We might not be able to wrap our minds around this mystery, but we can at least grasp the logic behind it.  The reason for these two natures is clear.  A human nature with free will was essential for our Redemption.  Without it, our Lord could not have freely chosen to follow the will of his Father in heaven, he could not have died for our sins.  Our blessed Lord was indeed the Son of Man, and often referred to himself as such.

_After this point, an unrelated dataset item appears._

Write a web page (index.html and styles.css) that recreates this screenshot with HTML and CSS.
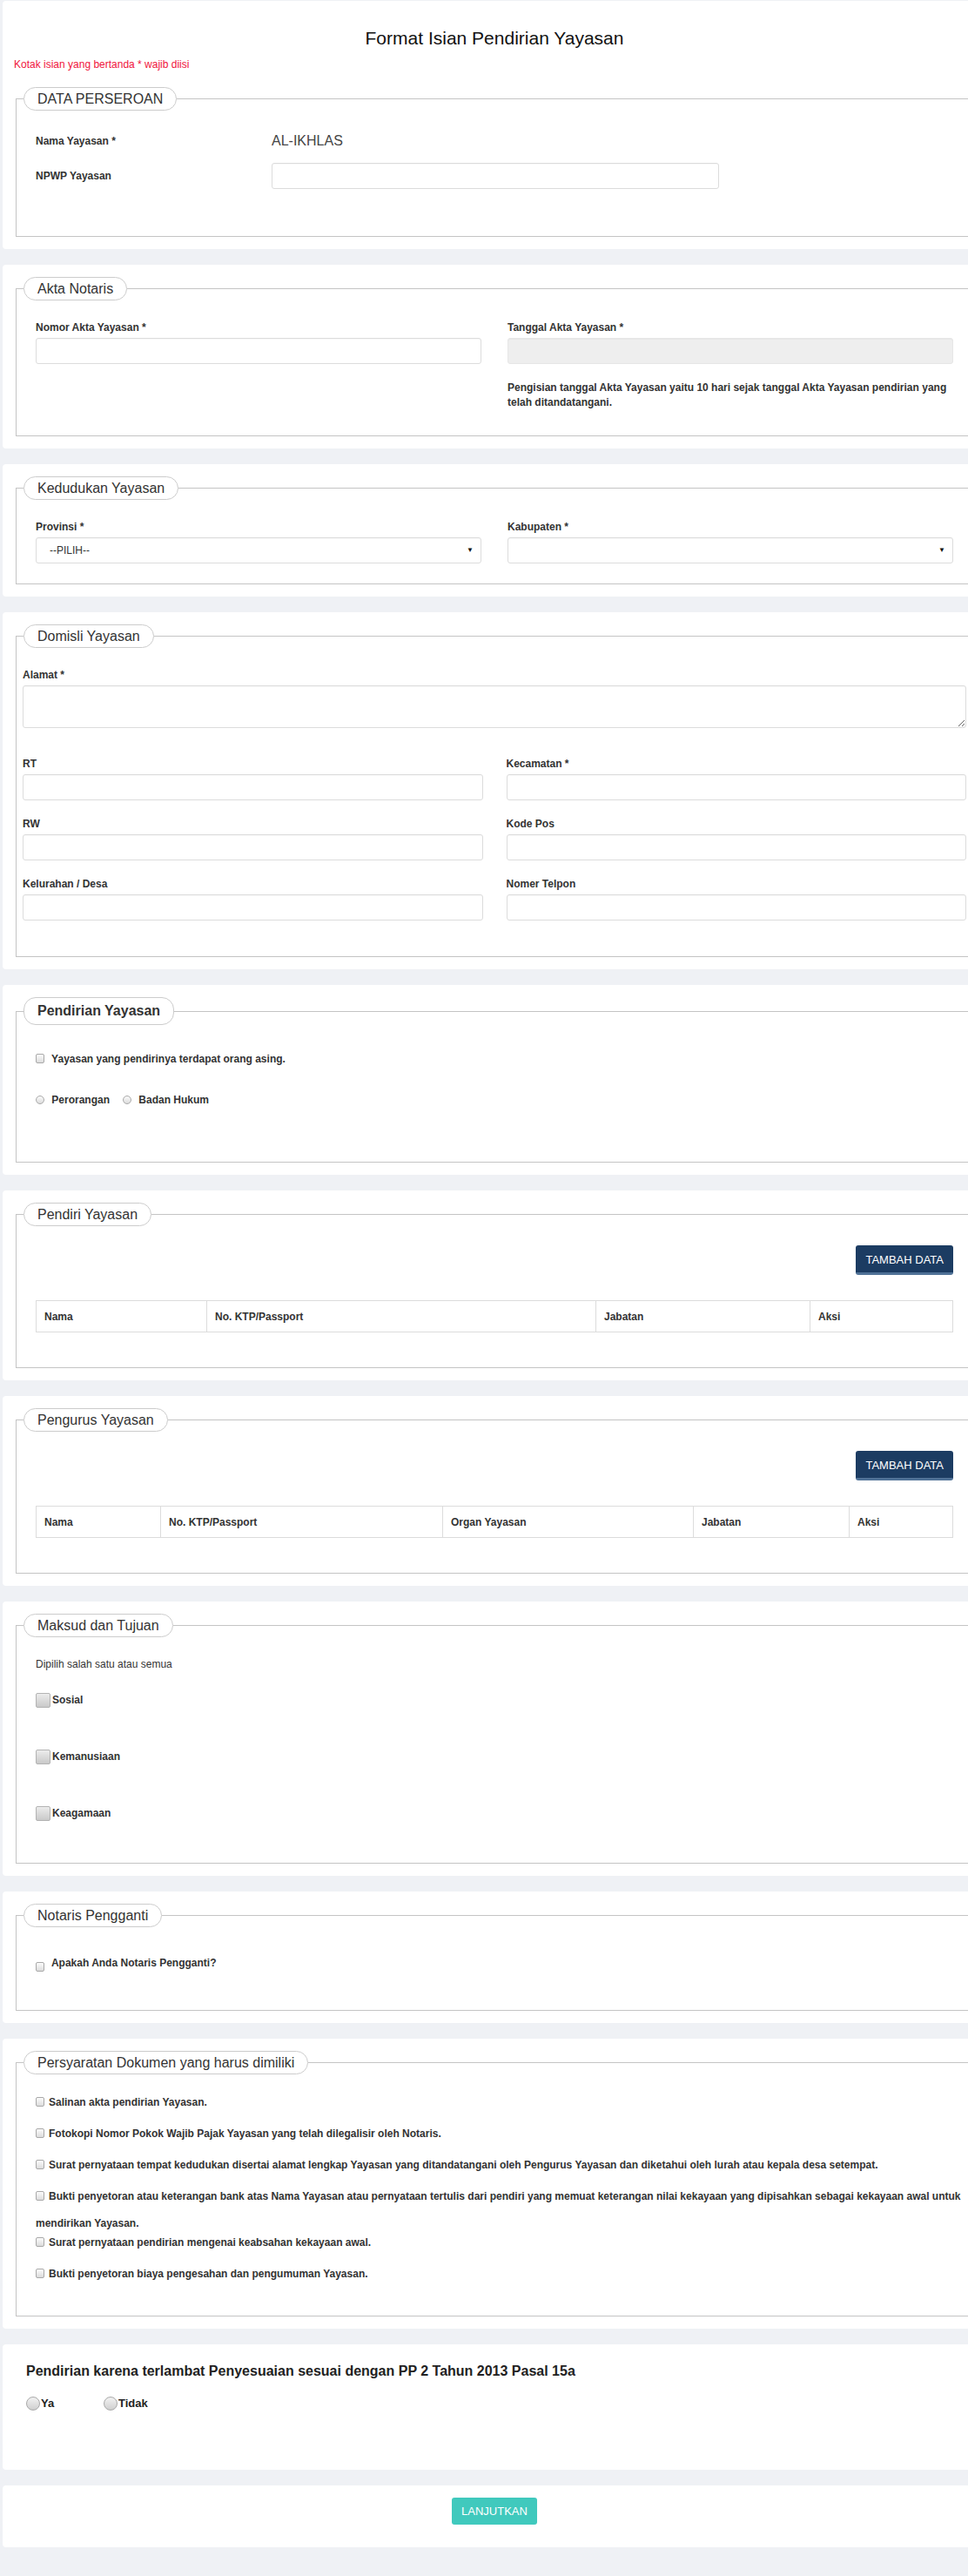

And yet, to be a mere man was not enough.  The Jewish sacrifices of lambs and goat and heifers were totally unsatisfactory to make reparation for the sins of man against an infinite divine Being.  But for that matter, the blood of a finite human being was equally insufficient when weighed against even a single sin against an infinite God.  Man might be God’s greatest creation, but by himself he was still incapable of making satisfaction for even one sin.  Thus, Christ’s divine nature played an essential role in our Redemption.  He was man, so he could suffer death, he could be immolated on the Cross as a victim sacrificed for our sins.  But in being God, Second Person of the Blessed Trinity, he was able to make that sacrifice equal in scale to the iniquities for which it had to be made.  The scales of justice were finally balanced, infinite on both sides, crime and punishment in perfect equilibrium.  And of course, he could not be vanquished by mortality.  Through his Resurrection he was able to confirm once and for all his divine nature and prove to us that death is no more than a portal to eternity.

Two natures, human and divine.  For our redemption to be accomplished, for adequate reparation to be made for our sins, both natures were required in the victim of that sacrifice, the nature that could die for us, and the nature that could rise again from the dead and open the gates of heaven—again, for us!  In the course of two Sundays, we have been privileged to witness each in turn of our Lord’s two natures.  Our response must be to adore him, thanking him for his great gift of our Redemption purchased at such an infinitely high price, and then renewing our allegiance and pledging to serve him without fear.